L’accordo ha inoltre offerto a Gheddafi l’opportunità di ricompensare il suo amico per “’importante contributo dell’Italia al fine del superamento del periodo dell’embargo nei confronti della Grande Jamahiriya”, come sottolineato nell’introduzione all’accordo. Berlusconi non è solo un politico e uomo d’affari, è anche un uomo di spettacolo, come lo stesso Gheddafi, e ha così sintetizzato il vero scopo dell’accordo: “Grazie al trattato siglato oggi, l’Italia potrà vedere ridotto il numero dei clandestini che giungono sulle nostre coste e disporre anche di maggiori quantità di gas e di petrolio libico, che è della migliore qualità”. In poche parole, finché farete scorrere il vostro petrolio e terrete i migranti nella vostra parte di Mediterraneo saremo amici e potremo far finta che nel vostro paese non succeda niente di male.

I nuovi campi


È paradossale che, oltre a ignorare i campi di concentramento e premiare i collaboratori che ci lavoravano, l’accordo abbia gettato le basi per una nuova epoca di campi di concentramento finanziati dall’Italia con l’aiuto di collaborazionisti libici che vengono pagati generosamente. L’unica differenza oggi è che eritrei e somali sono dentro quei campi e non fuori a fare la guardia.

Nel 2011, durante i suoi ultimi mesi al potere, Gheddafi ha spalancato la strada alle barche: chiunque avesse un’imbarcazione veniva pagato per riempirla di migranti e mandarli in mare. Quando il diavolo che conoscevano è andato via, la Libia si è divisa tra molti nuovi diavoli sconosciuti. Il nuovo accordo firmato con Al Sarraj ha revocato e cancellato molti articoli contenuti nella precedente versione. L’ultimo aggiornamento dell’accordo è andato ancora più dritto al punto: ridurre i migranti e tenerli in Libia in cambio di denaro. Stavolta però niente baciamano.

Però c’era un tranello: i nuovi diavoli non sono stati in grado di offrire quello che aveva offerto Gheddafi, ossia il silenzio più assoluto. Per quarant’anni di dittatura Gheddafi ha avuto il totale controllo dei mezzi d’informazione e ha represso tutte le voci, mentre i nuovi signori della guerra non possono controllare del tutto ciò che succede nel mondo. E non si può dire certo che non ci provino.

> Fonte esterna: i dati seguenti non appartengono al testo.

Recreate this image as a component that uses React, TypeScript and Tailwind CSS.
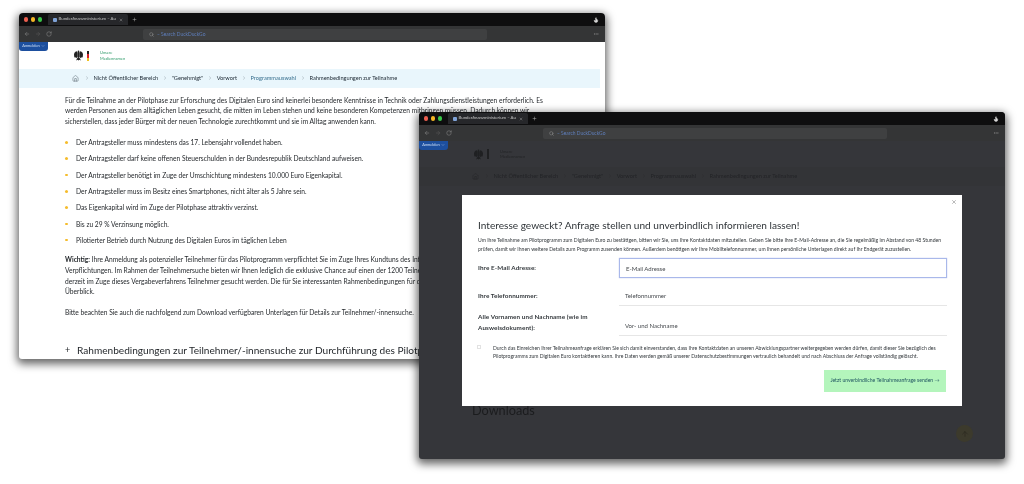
import { ArrowUp, ChevronDown, ChevronRight, Ellipsis, Flame, Home, Plus, RotateCw, Search, X, ArrowLeft, ArrowRight } from "lucide-react";

const crumbs = ["Nicht Öffentlicher Bereich", "\"Genehmigt\"", "Vorwort", "Programmauswahl", "Rahmenbedingungen zur Teilnahme"];

const bullets = [
  "Der Antragsteller muss mindestens das 17. Lebensjahr vollendet haben.",
  "Der Antragsteller darf keine offenen Steuerschulden in der Bundesrepublik Deutschland aufweisen.",
  "Der Antragsteller benötigt im Zuge der Umschichtung mindestens 10.000 Euro Eigenkapital.",
  "Der Antragsteller muss im Besitz eines Smartphones, nicht älter als 5 Jahre sein.",
  "Das Eigenkapital wird im Zuge der Pilotphase attraktiv verzinst.",
  "Bis zu 29 % Verzinsung möglich.",
  "Pilotierter Betrieb durch Nutzung des Digitalen Euros im täglichen Leben",
];

function BrowserBar() {
  return (
    <>
      <div className="flex h-[13px] shrink-0 items-center bg-[#0e0e0f] pl-[4px] pr-[6px] text-[#c9c9c9]">
        <span className="ml-[0.500px] size-[4.500px] rounded-full bg-[#ee5f50]" />
        <span className="ml-[2.500px] size-[4.500px] rounded-full bg-[#f5b625]" />
        <span className="ml-[2.500px] size-[4.500px] rounded-full bg-[#39c748]" />
        <div className="ml-[5.500px] flex h-[11px] w-[80px] items-center gap-[2px] rounded-t-[2px] bg-[#26272a] px-[5px]">
          <span className="size-[4px] shrink-0 rounded-[1px] bg-[#7fa3d8]" />
          <span className="flex-1 whitespace-nowrap text-[4.300px] leading-none">Bundesfinanzministerium – Au</span>
          <X className="size-[4px] shrink-0" />
        </div>
        <Plus className="ml-[4px] size-[5px]" />
        <Flame className="ml-auto size-[6px] fill-[#d8d8d8] text-[#d8d8d8]" />
      </div>
      <div className="flex h-[16px] shrink-0 items-center bg-[#343536] pl-[5px] pr-[6px] text-[#8c8c8c]">
        <ArrowLeft className="size-[6px]" />
        <ArrowRight className="ml-[5px] size-[6px] text-[#5d5d5d]" />
        <RotateCw className="ml-[5px] size-[6px]" />
        <div className="ml-[91px] flex h-[11px] w-[344px] items-center gap-[3px] rounded-[2px] bg-[#3f4041] px-[6px]">
          <Search className="size-[5px] text-[#a0a0a0]" />
          <span className="text-[4.900px] leading-none text-[#5f7fbd]">– Search DuckDuckGo</span>
        </div>
        <Ellipsis className="ml-auto size-[6px]" />
      </div>
    </>
  );
}

function LoginTab() {
  return (
    <div className="absolute left-0 top-[29px] flex h-[8.500px] w-[29px] items-center justify-center gap-[1px] rounded-b-[3px] bg-[#1d4f9e] text-[3.900px] leading-none text-[#cfe0f7]">
      Anmelden
      <ChevronDown className="size-[4px]" />
    </div>
  );
}

function Eagle({ color }: { color: string }) {
  return (
    <svg viewBox="0 0 20 24" className="h-[11px] w-[9px]">
      <g fill={color}>
        <circle cx="10" cy="3" r="2" />
        <rect x="8" y="4" width="4" height="13" rx="1.500" />
        <path d="M8 6 5 2 3 4 1 6 0 10l.5 5 1.500 2 2-1 1 2 3-3z" />
        <path d="M12 6l3-4 2 2 2 2 1 4-.5 5-1.500 2-2-1-1 2-3-3z" />
        <path d="M9 16 6 20l-1 3 3-1.500L10 23l2-1.500 3 1.500-1-3-3-4z" />
      </g>
    </svg>
  );
}

function Breadcrumb({ dim }: { dim?: boolean }) {
  return (
    <nav
      className={`flex h-[19px] shrink-0 items-center gap-[3.750px] pl-[53px] text-[5.650px] ${
        dim ? "bg-[#333437] text-[#232427]" : "mr-[5px] bg-[#e9f6fc] text-[#1c2833]"
      }`}
    >
      <Home className="mr-[1px] size-[7px] stroke-[1.2]" />
      {crumbs.map((c) => (
        <div key={c} className="flex items-center gap-[3.750px]">
          <ChevronRight className="size-[6px] stroke-[1.2] opacity-70" />
          <span className={c === "Programmauswahl" && !dim ? "text-[#39708f]" : ""}>{c}</span>
        </div>
      ))}
    </nav>
  );
}

function PageWindow() {
  return (
    <section className="absolute left-[19px] top-[13px] flex h-[346px] w-[586px] flex-col overflow-hidden rounded-t-[4px] rounded-b-[3px] bg-white shadow-[0_3px_8px_2px_rgba(0,0,0,0.6)]">
      <BrowserBar />
      <LoginTab />
      <div className="flex h-[27px] shrink-0 items-center pl-[55px]">
        <Eagle color="#222" />
        <span className="ml-[4px] h-[10px] w-[2px] bg-[linear-gradient(#222_33%,#d8232a_33%,#d8232a_66%,#f0c020_66%)]" />
        <div className="ml-[11px] text-[4px] leading-[5.500px] text-[#2c9a68]">
          Unsere
          <br />
          Mediennamen
        </div>
      </div>
      <Breadcrumb />
      <main className="whitespace-nowrap pl-[46px] pt-[6.600px] text-[6.650px] leading-[10.700px] text-[#1f2327]">
        <p>
          Für die Teilnahme an der Pilotphase zur Erforschung des Digitalen Euro sind keinerlei besondere Kenntnisse in Technik oder Zahlungsdienstleistungen erforderlich. Es
          <br />
          werden Personen aus dem alltäglichen Leben gesucht, die mitten im Leben stehen und keine besonderen Kompetenzen mitbringen müssen. Dadurch können wir
          <br />
          sicherstellen, dass jeder Bürger mit der neuen Technologie zurechtkommt und sie im Alltag anwenden kann.
        </p>
        <ul className="mt-[7.600px]">
          {bullets.map((b) => (
            <li key={b} className="flex h-[16.300px] items-center">
              <span className="mr-[8.500px] size-[2.500px] rounded-full bg-[#f5bc2c]" />
              {b}
            </li>
          ))}
        </ul>
        <p className="mt-[6px]">
          <b className="font-bold">Wichtig:</b> Ihre Anmeldung als potenzieller Teilnehmer für das Pilotprogramm verpflichtet Sie im Zuge Ihres Kundtuns des Interesses zu keinerlei
          <br />
          Verpflichtungen. Im Rahmen der Teilnehmersuche bieten wir Ihnen lediglich die exklusive Chance auf einen der 1200 Teilnehmerplätze, für die
          <br />
          derzeit im Zuge dieses Vergabeverfahrens Teilnehmer gesucht werden. Die für Sie interessanten Rahmenbedingungen für die Teilnahme im
          <br />
          Überblick.
        </p>
        <p className="mt-[10px]">Bitte beachten Sie auch die nachfolgend zum Download verfügbaren Unterlagen für Details zur Teilnehmer/-innensuche.</p>
        <h2 className="mt-[25.600px] flex items-center text-[10.100px] leading-[14px] text-[#1f2327]">
          <span className="w-[12px] text-[9px]">+</span>
          Rahmenbedingungen zur Teilnehmer/-innensuche zur Durchführung des Pilotprogramms
        </h2>
      </main>
    </section>
  );
}

function Row({ label, placeholder, active, tall }: { label: React.ReactNode; placeholder: string; active?: boolean; tall?: boolean }) {
  return (
    <div className={`grid grid-cols-[141px_328px] ${tall ? "mt-[-2px] items-start" : "items-center"}`}>
      <label className="text-[6.300px] font-bold leading-[10.500px] tracking-[0.1px] text-[#33383c]">{label}</label>
      <input
        readOnly
        placeholder={placeholder}
        className={`h-[20px] w-full px-[6px] text-[6px] outline-none placeholder:text-[#45494d] ${tall ? "mt-[4px] " : ""}${
          active ? "border border-[#a9b8ea] shadow-[0_0_1px_#a9b8ea]" : "border-b border-[#e6e6e6]"
        }`}
      />
    </div>
  );
}

function ModalWindow() {
  return (
    <section className="absolute left-[419px] top-[112px] flex h-[347px] w-[586px] flex-col overflow-hidden rounded-t-[4px] rounded-b-[3px] bg-[#35363a] shadow-[0_3px_8px_2px_rgba(0,0,0,0.6)]">
      <BrowserBar />
      <LoginTab />
      <div className="flex h-[26px] shrink-0 items-center pl-[55px]">
        <Eagle color="#1f2022" />
        <span className="ml-[4px] h-[10px] w-[2px] bg-[#1f2022]" />
        <div className="ml-[11px] text-[4px] leading-[5.500px] text-[#232426]">
          Unsere
          <br />
          Mediennamen
        </div>
      </div>
      <Breadcrumb dim />
      <h2 className="mt-[214px] pl-[53px] text-[12.700px] leading-[20px] text-[#1b1c1e]">Downloads</h2>

      <div className="absolute bottom-[17px] right-[32px] flex size-[17px] items-center justify-center rounded-full bg-[#3c3a2c] text-[#2a2920]">
        <ArrowUp className="size-[8px]" />
      </div>

      <div className="absolute left-[43px] top-[83px] flex h-[211px] w-[500px] flex-col whitespace-nowrap bg-white pl-[16px] text-[#33383c]">
        <X className="absolute right-[5px] top-[4px] size-[6px] text-[#777]" />
        <h1 className="mt-[22px] text-[10.100px] leading-[16px] text-[#2f3438]">Interesse geweckt? Anfrage stellen und unverbindlich informieren lassen!</h1>
        <p className="mt-[3px] text-[5.100px] leading-[8.500px]">
          Um Ihre Teilnahme am Pilotprogramm zum Digitalen Euro zu bestätigen, bitten wir Sie, uns Ihre Kontaktdaten mitzuteilen. Geben Sie bitte Ihre E-Mail-Adresse an, die Sie regelmäßig im Abstand von 48 Stunden
          <br />
          prüfen, damit wir Ihnen weitere Details zum Programm zusenden können. Außerdem benötigen wir Ihre Mobiltelefonnummer, um Ihnen persönliche Unterlagen direkt auf Ihr Endgerät zuzustellen.
        </p>
        <form className="mt-[5px] flex flex-col gap-[8px]">
          <Row label="Ihre E-Mail Adresse:" placeholder="E-Mail Adresse" active />
          <Row label="Ihre Telefonnummer:" placeholder="Telefonnummer" />
          <Row
            tall
            label={
              <>
                Alle Vornamen und Nachname (wie im
                <br />
                Ausweisdokument):
              </>
            }
            placeholder="Vor- und Nachname"
          />
        </form>
        <div className="mt-[7.500px] flex">
          <span className="ml-[-1px] mt-[1px] size-[4px] border border-[#e2e2e2]" />
          <p className="ml-[12px] text-[5.050px] leading-[8.800px]">
            Durch das Einreichen Ihrer Teilnahmeanfrage erklären Sie sich damit einverstanden, dass Ihre Kontaktdaten an unseren Abwicklungspartner weitergegeben werden dürfen, damit dieser Sie bezüglich des
            <br />
            Pilotprogramms zum Digitalen Euro kontaktieren kann. Ihre Daten werden gemäß unserer Datenschutzbestimmungen vertraulich behandelt und nach Abschluss der Anfrage vollständig gelöscht.
          </p>
        </div>
        <button className="ml-[346px] mt-[8.500px] flex h-[22px] w-[122px] items-center justify-center bg-[#b4f5bc] text-[5.100px] text-[#1f5560]">
          Jetzt unverbindliche Teilnahmeanfrage senden →
        </button>
      </div>
    </section>
  );
}

export default function App() {
  return (
    <div className="relative h-[484px] w-[1024px] overflow-hidden bg-white blur-[0.3px] [font-family:Lato,sans-serif]">
      <PageWindow />
      <ModalWindow />
    </div>
  );
}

Tuttavia la parte di questo accordo che preferisco è questa: “A partire dal corrente anno, il giorno del 30 agosto viene considerato, in Italia e nella Grande Jamahiriya, Giornata dell’amicizia italo-libica”. Questa data segna e rappresenta esattamente il contrario, è un promemoria di questo accordo vergognoso e disonorevole. Niente al mondo mi farebbe più piacere oggi di un vero giorno per festeggiare l’amicizia tra Italia e Libia, per avviare una vera cooperazione, uno scambio culturale e un dialogo sincero, distante da loschi accordi disumani.

Libici e italiani non sono responsabili delle azioni dei peggiori tra i loro concittadini. Credo che le persone siano responsabili solo delle loro azioni, di ciò che hanno fatto e anche di ciò che non hanno fatto. Chi approva in silenzio è colpevole tanto quanto chi commette un crimine. Dopo aver letto un libro o guardato un film sulla seconda guerra mondiale e sui crimini orribili commessi da nazisti e fascisti, chiunque a un certo punto si sarà chiesto cosa avrebbe fatto se fosse stato lì, se fosse vissuto in quel periodo. Adesso abbiamo la possibilità di conoscere la risposta. Viviamo in tempi interessanti, oggi sta succedendo di nuovo. Cambiano i nomi e le giustificazioni, ma oggi di nuovo ci sono persone gettate nei campi di concentramento finanziati dai soldi dei contribuenti italiani (adesso mi sembro proprio mio padre).